The modern Marion County Schools district operates three high schools, each anchored in a different community. Together they serve roughly four thousand students across the county, along with their elementary and middle-school feeders. All three football programs have won TSSAA state championships: Marion County (five titles), South Pittsburg (eight), and Whitwell (one).

The Richard City Special School District

Richard Hardy Memorial School is the only school in the Richard City Special School District, separate from Marion County Schools. It is also the county's most unusual school: built largely of the Dixie Portland Cement Company's own product, opened in 1926 as the Dixie Portland Memorial School in honor of employees who served in World War I, and renamed the following year after the death of company president and former Chattanooga mayor Richard Hardy. The school still operates as PreK–12 at the edge of South Pittsburg.

The Segregation Era

During Jim Crow, Black students in Marion County were served by a separate system anchored by McReynolds High School in South Pittsburg. Organized in 1917 by a committee under Brown McReynolds, with members including Dr. W. J. Astrapp, Dennis Martin, and Arthur Haywood, it opened in rented space in 1918, lost its first building to fire in 1919, and was rebuilt in 1921 as a 22-room school funded by the county, the Julius Rosenwald Fund, and citizen contributions. Builder S. W. Hogan constructed the school, and principal Merzellar M. Burnett led it for 25 years. McReynolds served Marion County and northern Jackson County, Alabama for nearly half a century. A fire of unknown origin destroyed the main building on July 28, 1965; after one final year in the 1949 gymnasium, the last class graduated in 1966 and the county's schools were integrated. The gymnasium itself was destroyed by arson between 2017 and 2018. See also the Black History of Marion County page for the broader context of Black education in the county, and the Civil Rights Era page for the desegregation story.

Rural & Historical Schools

Before mid-20th-century consolidation, Marion County was dotted with roughly 120 small community and one-room schools, from Aetna Mountain and Battle Creek to Sweden's Cove (Sweetens Cove) and Cheekville (renamed Whitwell in 1887). Most were absorbed into the modern district between the 1940s and 1960s as school buses replaced walking distances, and their buildings are either gone or repurposed. The historical record is best preserved through Nonie Webb's Old Schools, Teachers, & Students of Marion Co., Tennessee, the TNGenWeb Marion County schools pages, and local genealogical collections.
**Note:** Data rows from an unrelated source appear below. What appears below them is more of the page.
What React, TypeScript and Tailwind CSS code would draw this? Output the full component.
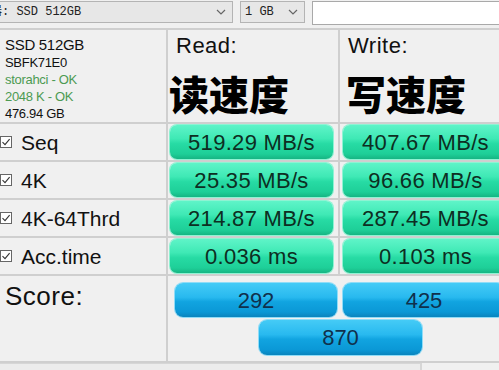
import React from "react";

const green =
  "bg-[linear-gradient(to_bottom,#5ff4c8_0%,#3fe9b5_40%,#27dba4_55%,#1ecf98_85%,#16b583_100%)] shadow-[0_0_0_1px_#8ef3d3]";
const blue =
  "bg-[linear-gradient(to_bottom,#45cbf6_0%,#28b9ef_42%,#11a4e0_55%,#0b98d6_85%,#0a84bd_100%)] shadow-[0_0_0_1px_#8fdcf7]";

function Check() {
  return (
    <svg width="12" height="12" viewBox="0 0 12 12" className="shrink-0">
      <rect x="0.5" y="0.5" width="11" height="11" fill="#fff" stroke="#666" strokeWidth="1" />
      <path d="M2.5 6.2 L5 8.6 L9.6 3.2" fill="none" stroke="#333" strokeWidth="1.1" />
    </svg>
  );
}

function Chevron() {
  return (
    <svg width="10" height="6" viewBox="0 0 10 6">
      <path d="M1 1 L5 5 L9 1" fill="none" stroke="#666" strokeWidth="1.2" />
    </svg>
  );
}

const rows = [
  { label: "Seq", r: "519.29 MB/s", w: "407.67 MB/s" },
  { label: "4K", r: "25.35 MB/s", w: "96.66 MB/s" },
  { label: "4K-64Thrd", r: "214.87 MB/s", w: "287.45 MB/s" },
  { label: "Acc.time", r: "0.036 ms", w: "0.103 ms" },
];

export default function App() {
  return (
    <div className="w-[499px] h-[370px] overflow-hidden bg-[#f0f0f0] font-['Liberation_Sans',Arial,sans-serif] text-[#111]">
      {/* top bar */}
      <div className="h-[30px] border-b-2 border-[#cfcfcf] flex items-start pt-[1px] w-[520px]">
        <div className="ml-[-4px] w-[237px] h-[22px] border border-[#b4b4b4] bg-[#e7e7e7] flex items-center justify-between pr-[6px] overflow-hidden">
          <span className="ml-[-7px] text-[12px] font-['Liberation_Mono','Noto_Sans_CJK_SC',monospace] text-[#222] whitespace-pre">
            器: SSD 512GB
          </span>
          <Chevron />
        </div>
        <div className="ml-[7px] w-[65px] h-[22px] border border-[#b4b4b4] bg-[#e7e7e7] flex items-center justify-between pl-[4px] pr-[6px]">
          <span className="text-[12px] font-['Liberation_Mono',monospace] text-[#222] whitespace-pre">1 GB</span>
          <Chevron />
        </div>
        <div className="ml-[7px] w-[200px] h-[24px] border border-[#a9a9a9] bg-white" />
      </div>

      {/* main grid */}
      <div className="grid grid-cols-[168px_172px_172px] w-[512px]">
        {/* header */}
        <div className="h-[94px] border-r-2 border-b-2 border-[#cfcfcf] pl-[5px] pt-[5px] tracking-[-0.3px]">
          <div className="text-[15px] leading-[19px]">SSD 512GB</div>
          <div className="text-[13px] leading-[17px]">SBFK71E0</div>
          <div className="text-[13px] leading-[17px] text-[#4c9a52]">storahci - OK</div>
          <div className="text-[13px] leading-[17px] text-[#4c9a52]">2048 K - OK</div>
          <div className="text-[13px] leading-[17px]">476.94 GB</div>
        </div>
        <div className="h-[94px] border-r-2 border-b-2 border-[#cfcfcf] pt-[3px]">
          <div className="pl-[8px] text-[22px] leading-[26px] tracking-[0.5px]">Read:</div>
          <div className="pl-[1px] mt-[12px] text-[40px] leading-[44px] font-black font-['Noto_Sans_CJK_SC',sans-serif] text-black">
            读速度
          </div>
        </div>
        <div className="h-[94px] border-b-2 border-[#cfcfcf] pt-[3px]">
          <div className="pl-[8px] text-[22px] leading-[26px] tracking-[0.5px]">Write:</div>
          <div className="pl-[6px] mt-[12px] text-[40px] leading-[44px] font-black font-['Noto_Sans_CJK_SC',sans-serif] text-black">
            写速度
          </div>
        </div>

        {rows.map((row) => (
          <React.Fragment key={row.label}>
            <div className="h-[38px] border-r-2 border-b-2 border-[#cfcfcf] flex items-center">
              <Check />
              <span className="ml-[9px] text-[21px] leading-none">{row.label}</span>
            </div>
            <div className="h-[38px] border-r-2 border-b-2 border-[#cfcfcf] pl-[2px] pr-[5px] py-[1px]">
              <div className={`h-full rounded-[7px] ${green} flex items-center justify-center text-[22px] tracking-[0.3px] text-[#0d2e22]`}>
                {row.r}
              </div>
            </div>
            <div className="h-[38px] border-b-2 border-[#cfcfcf] pl-[3px] pr-[4px] py-[1px]">
              <div className={`h-full rounded-[7px] ${green} flex items-center justify-center text-[22px] tracking-[0.3px] text-[#0d2e22]`}>
                {row.w}
              </div>
            </div>
          </React.Fragment>
        ))}

        {/* score */}
        <div className="h-[87px] border-r-2 border-b-2 border-[#cfcfcf] pl-[5px] pt-[5px]">
          <div className="text-[26px] leading-[30px] tracking-[0.5px]">Score:</div>
        </div>
        <div className="col-span-2 h-[87px] border-b-2 border-[#cfcfcf] pt-[7px]">
          <div className="flex gap-[6px] pl-[7px]">
            <div className={`w-[162px] h-[34px] rounded-[8px] ${blue} flex items-center justify-center text-[22px] text-[#10304c]`}>292</div>
            <div className={`w-[162px] h-[34px] rounded-[8px] ${blue} flex items-center justify-center text-[22px] text-[#10304c]`}>425</div>
          </div>
          <div className={`ml-[91px] mt-[3px] w-[163px] h-[35px] rounded-[8px] ${blue} flex items-center justify-center text-[22px] text-[#10304c]`}>870</div>
        </div>
      </div>

      {/* bottom strip */}
      <div className="flex h-[10px]">
        <div className="w-[422px] border-r-2 border-t border-[#d6d6d6] bg-[#ececec]" />
      </div>
    </div>
  );
}
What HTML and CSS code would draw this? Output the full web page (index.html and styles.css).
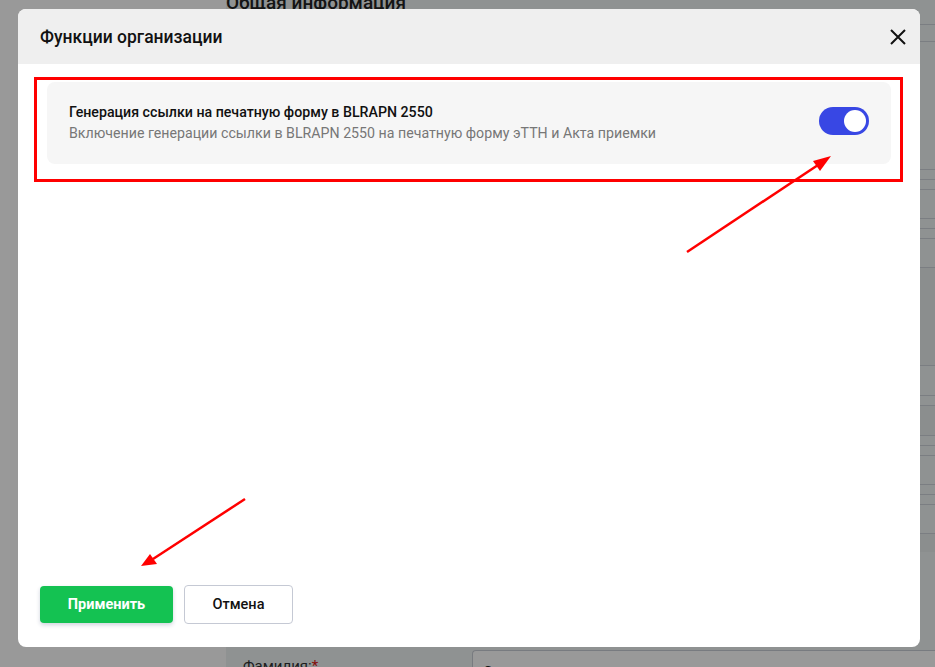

Marion Prep Academy, a K–12 alternative school in Jasper, closed in 2015. South Pittsburg's 1898 frame school on Cedar Avenue burned in 1931 while serving as apartments; its 1924 brick replacement was the first home of South Pittsburg High School.

Athletics

Marion County's small-town high-school athletic programs have produced 14 TSSAA football state championships across three schools: South Pittsburg (8), Marion County (5), and Whitwell (1). In December 2018, Whitwell's title gave the county a unique distinction: it is the only Tennessee county in which every public-school football program has won a state championship. A 97-year MCHS-SPHS football rivalry, Tennessee's second-longest continuous series, ran from 1924 to 2021 and inspired the book Eight Hateful Miles.

The Modern District

Marion County Schools today operates four elementary schools, two middle schools, three high schools, Central Prep Academy (an alternative program for grades 10–12), and Marion County Virtual. Total district enrollment runs around four thousand students across roughly a dozen schools. Richard Hardy Memorial, in the Richard City Special School District, operates independently. The three high schools have a combined enrollment of roughly 1,250 students: Marion County (491), South Pittsburg (420), and Whitwell (337). A long-running discussion has circulated about consolidating the three schools into a single new high school, with cost estimates in the seventy-to-one-hundred-million-dollar range; the proposal has not moved forward.